> **Given task**: Sort through the entries below and pull out lines containing the word "image".

> **Data provided**:
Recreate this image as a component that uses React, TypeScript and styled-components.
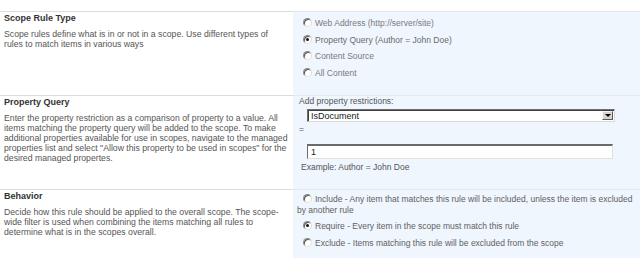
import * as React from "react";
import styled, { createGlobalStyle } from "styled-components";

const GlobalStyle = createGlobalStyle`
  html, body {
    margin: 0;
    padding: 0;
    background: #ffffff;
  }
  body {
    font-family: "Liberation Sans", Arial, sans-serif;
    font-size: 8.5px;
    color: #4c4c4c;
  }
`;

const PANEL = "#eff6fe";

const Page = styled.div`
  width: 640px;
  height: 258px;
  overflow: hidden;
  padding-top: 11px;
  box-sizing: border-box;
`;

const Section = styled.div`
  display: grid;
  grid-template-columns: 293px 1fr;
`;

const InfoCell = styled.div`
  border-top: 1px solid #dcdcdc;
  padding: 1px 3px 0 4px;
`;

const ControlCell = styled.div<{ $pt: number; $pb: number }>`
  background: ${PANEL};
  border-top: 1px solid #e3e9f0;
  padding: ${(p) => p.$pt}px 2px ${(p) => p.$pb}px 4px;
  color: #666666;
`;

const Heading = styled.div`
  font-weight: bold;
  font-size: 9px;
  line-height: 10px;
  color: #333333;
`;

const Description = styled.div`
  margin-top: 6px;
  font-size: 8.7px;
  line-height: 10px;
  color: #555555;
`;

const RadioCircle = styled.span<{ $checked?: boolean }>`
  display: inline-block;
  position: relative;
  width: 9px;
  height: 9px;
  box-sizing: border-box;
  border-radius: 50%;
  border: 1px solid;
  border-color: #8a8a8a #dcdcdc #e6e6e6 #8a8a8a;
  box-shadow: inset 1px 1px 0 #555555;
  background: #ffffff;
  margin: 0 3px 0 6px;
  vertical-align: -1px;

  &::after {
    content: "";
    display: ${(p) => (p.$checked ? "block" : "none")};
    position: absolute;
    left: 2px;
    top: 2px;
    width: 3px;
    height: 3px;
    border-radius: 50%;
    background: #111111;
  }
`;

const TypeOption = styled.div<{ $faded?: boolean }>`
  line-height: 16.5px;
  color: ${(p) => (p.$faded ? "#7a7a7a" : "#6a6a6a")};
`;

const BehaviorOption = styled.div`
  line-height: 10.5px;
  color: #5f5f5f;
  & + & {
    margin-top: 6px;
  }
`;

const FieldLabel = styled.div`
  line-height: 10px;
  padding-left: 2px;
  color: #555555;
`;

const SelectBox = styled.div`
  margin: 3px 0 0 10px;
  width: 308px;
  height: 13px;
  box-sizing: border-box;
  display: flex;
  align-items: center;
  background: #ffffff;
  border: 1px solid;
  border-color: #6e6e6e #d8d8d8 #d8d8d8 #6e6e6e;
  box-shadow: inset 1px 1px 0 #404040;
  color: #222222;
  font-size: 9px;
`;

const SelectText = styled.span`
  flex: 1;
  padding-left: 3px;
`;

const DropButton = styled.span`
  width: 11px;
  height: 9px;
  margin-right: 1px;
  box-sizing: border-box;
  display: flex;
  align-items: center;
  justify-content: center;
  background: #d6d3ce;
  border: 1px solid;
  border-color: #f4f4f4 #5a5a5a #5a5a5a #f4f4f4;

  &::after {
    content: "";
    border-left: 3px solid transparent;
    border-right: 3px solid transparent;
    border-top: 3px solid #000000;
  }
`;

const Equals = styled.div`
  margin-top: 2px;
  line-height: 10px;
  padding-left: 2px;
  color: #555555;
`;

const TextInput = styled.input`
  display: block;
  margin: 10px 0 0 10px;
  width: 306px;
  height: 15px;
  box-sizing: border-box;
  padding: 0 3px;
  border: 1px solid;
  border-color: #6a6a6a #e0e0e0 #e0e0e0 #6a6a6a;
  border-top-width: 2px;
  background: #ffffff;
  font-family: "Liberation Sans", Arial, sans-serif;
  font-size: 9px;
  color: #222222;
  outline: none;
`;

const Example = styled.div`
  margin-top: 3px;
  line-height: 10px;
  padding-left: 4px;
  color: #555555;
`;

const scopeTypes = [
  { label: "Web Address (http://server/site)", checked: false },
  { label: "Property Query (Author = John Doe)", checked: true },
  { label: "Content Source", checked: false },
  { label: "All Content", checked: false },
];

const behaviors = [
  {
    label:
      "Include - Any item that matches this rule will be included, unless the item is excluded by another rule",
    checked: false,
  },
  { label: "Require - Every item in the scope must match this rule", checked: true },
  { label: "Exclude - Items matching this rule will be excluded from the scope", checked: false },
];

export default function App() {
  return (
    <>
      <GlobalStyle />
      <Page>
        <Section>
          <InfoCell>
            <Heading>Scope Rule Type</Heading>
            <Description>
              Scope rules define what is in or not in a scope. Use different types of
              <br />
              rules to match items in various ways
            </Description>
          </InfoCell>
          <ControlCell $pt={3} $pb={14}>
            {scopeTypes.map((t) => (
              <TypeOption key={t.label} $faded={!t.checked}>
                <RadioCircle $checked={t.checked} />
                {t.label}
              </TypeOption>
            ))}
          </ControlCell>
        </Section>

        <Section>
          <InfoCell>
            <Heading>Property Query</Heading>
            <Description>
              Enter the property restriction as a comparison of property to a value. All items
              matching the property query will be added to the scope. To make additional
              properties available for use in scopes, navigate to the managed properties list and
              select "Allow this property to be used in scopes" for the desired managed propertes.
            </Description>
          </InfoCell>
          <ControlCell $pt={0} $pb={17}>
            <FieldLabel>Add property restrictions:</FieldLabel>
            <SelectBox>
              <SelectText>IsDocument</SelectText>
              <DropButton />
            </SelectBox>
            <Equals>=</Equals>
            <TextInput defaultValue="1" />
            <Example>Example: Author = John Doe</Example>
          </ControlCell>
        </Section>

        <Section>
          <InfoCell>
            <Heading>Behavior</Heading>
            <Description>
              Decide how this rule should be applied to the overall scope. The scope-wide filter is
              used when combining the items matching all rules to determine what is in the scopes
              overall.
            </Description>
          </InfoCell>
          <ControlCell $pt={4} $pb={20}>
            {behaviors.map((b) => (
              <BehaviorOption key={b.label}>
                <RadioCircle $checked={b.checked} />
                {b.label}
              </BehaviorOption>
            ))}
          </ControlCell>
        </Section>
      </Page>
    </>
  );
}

* * *

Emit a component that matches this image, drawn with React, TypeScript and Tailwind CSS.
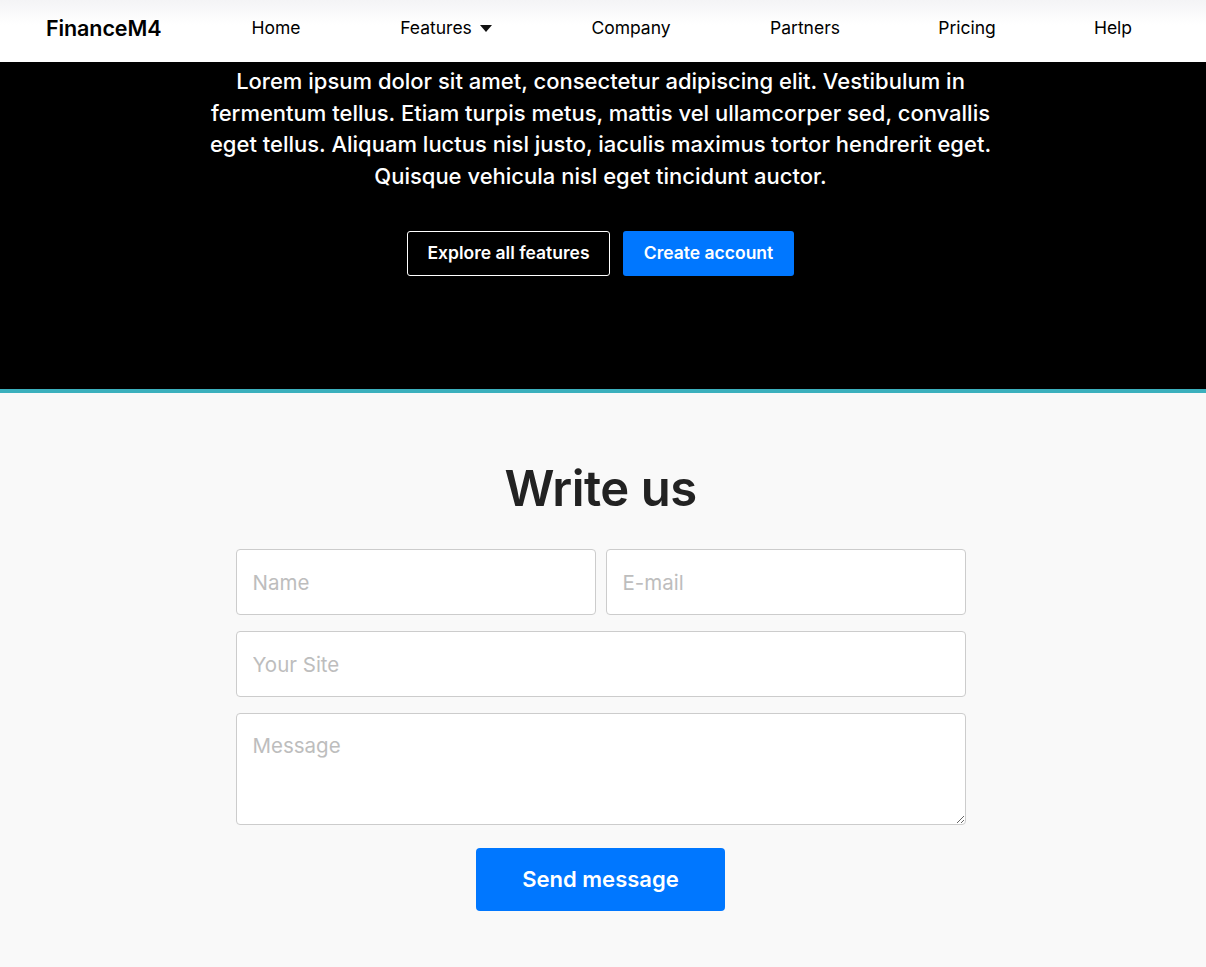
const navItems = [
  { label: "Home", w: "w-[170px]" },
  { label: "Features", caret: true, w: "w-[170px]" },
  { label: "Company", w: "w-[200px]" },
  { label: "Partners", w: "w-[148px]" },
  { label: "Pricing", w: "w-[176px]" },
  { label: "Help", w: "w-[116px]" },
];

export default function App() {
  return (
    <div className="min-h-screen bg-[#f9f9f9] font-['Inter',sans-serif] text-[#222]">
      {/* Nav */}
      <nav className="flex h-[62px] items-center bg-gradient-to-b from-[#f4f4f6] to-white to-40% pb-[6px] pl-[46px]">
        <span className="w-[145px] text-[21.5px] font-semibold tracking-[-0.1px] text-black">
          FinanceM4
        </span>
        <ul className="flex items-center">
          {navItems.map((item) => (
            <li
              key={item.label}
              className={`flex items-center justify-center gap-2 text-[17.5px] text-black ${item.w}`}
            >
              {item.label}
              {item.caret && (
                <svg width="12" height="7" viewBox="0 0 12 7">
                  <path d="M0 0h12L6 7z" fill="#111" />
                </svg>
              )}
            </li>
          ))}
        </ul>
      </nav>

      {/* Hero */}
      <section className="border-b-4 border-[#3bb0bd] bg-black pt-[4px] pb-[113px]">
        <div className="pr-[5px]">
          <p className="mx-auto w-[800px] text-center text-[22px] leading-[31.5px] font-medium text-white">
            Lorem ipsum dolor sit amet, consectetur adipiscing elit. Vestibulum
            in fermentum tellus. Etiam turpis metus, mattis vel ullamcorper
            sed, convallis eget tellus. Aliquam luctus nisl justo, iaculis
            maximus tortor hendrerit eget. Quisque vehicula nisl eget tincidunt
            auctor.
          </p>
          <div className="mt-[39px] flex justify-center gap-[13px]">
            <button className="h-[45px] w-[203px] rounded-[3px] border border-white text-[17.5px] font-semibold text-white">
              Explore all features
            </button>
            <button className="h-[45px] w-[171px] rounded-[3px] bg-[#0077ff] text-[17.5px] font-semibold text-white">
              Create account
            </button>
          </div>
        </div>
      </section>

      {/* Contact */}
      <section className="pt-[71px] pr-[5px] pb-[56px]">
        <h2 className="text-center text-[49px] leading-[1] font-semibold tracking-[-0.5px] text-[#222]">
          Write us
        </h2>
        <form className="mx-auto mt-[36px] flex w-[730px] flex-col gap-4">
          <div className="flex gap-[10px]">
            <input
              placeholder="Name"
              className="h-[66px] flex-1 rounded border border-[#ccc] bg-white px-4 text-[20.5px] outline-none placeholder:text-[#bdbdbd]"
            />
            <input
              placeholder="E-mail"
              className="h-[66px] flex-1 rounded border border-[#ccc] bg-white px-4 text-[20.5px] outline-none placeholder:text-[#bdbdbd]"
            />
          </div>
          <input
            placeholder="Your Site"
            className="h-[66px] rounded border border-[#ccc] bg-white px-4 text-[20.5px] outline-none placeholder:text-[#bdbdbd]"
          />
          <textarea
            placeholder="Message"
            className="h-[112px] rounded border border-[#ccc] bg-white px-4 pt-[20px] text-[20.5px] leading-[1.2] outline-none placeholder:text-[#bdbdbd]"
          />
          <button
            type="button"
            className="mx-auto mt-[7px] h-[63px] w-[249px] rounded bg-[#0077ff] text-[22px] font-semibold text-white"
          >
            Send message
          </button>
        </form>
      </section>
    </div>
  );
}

> **Response to the exercise**:
Recreate this image as a component that uses React, TypeScript and styled-components.
Emit a component that matches this image, drawn with React, TypeScript and Tailwind CSS.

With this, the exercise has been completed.